There is very little I can say to do justice to the life of my father, so I’ll be brief.

After his family, who all know the depth of his love, he loved the sea best.

He loved to race sail boats. He was competitive, and he loved to win. But even more he loved the companionship of the shared endeavor.

He was never garrulous about his feelings, but the fact that he would return time and again to the wet, cold, miserable, nauseous experience ocean racing can often be is ample evidence of how he felt about his carefully chosen shipmates. He knew the strength of the bonds that a shared struggle can forge.

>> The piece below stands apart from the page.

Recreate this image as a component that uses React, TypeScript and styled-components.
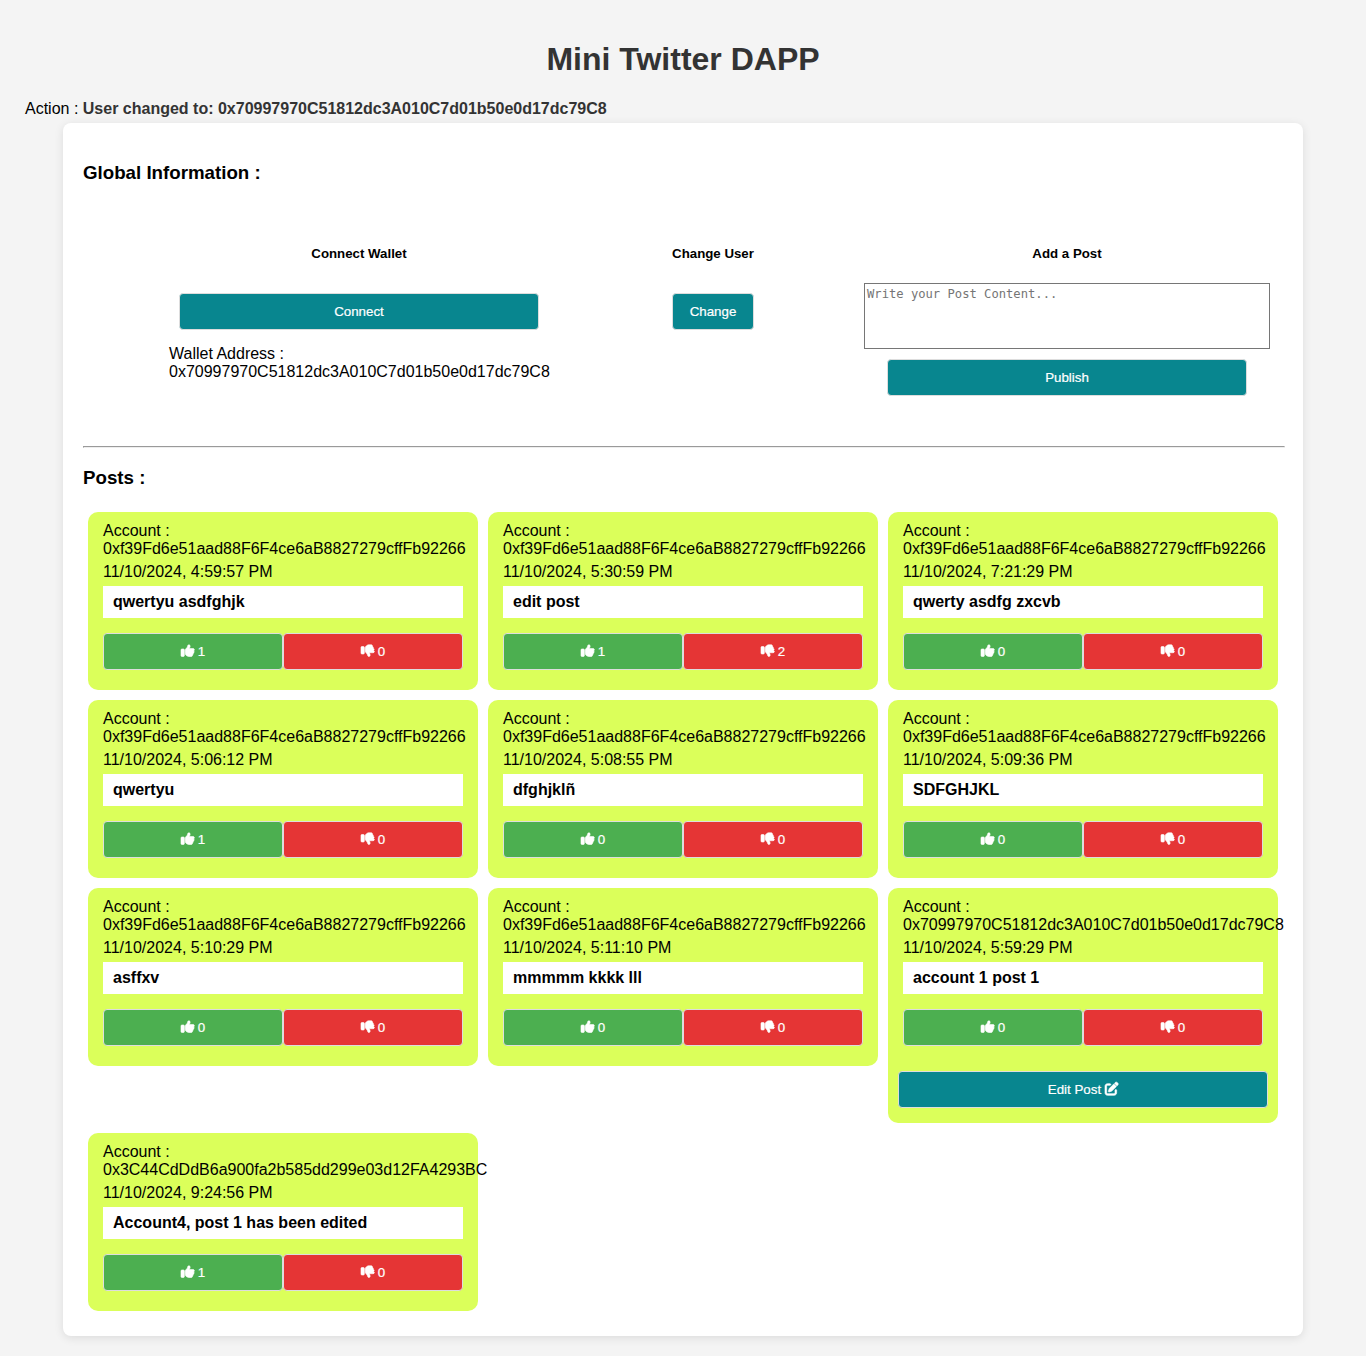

And always he was the mildest of skippers, always forbearing of those of us with less strength, less ability, weaker stomachs. Though he loved to describe himself as ‘overbearing in victory, surly in defeat’, he was, in fact, anything but.

He also loved to cruise, and spent much more time at that than at racing. But whether racing or cruising, whenever he was on a boat under way, he glowed. He glowed with the pure joy of just being there.

I was lucky to have been able to sail thousands of miles with him, basking in that glow. Certainly, it kindled a fire in my own heart - a love of the sea that was one of his greatest gifts to me.

Another even greater gift he gave me was his love of laughter. He laughed with abandon. His grandson, AJ, recently reminded us how he would give himself so totally to laughter that he would often have to remove his glasses and wipe the tears from his eyes.

My wife remembers an early experience of his humor: we were staying at Sandy’s house with our newborn daughter. On seeing her, some visitor to the house exclaimed a little too obviously for Sandy, “Look, it’s a baby.” Sandy replied, “No, it’s really an actor we hired to impersonate a baby.”

Everyone who knew Sandy has such memories. I think the best way to honor those memories is to carry his humor and joy out of this church today and into the world.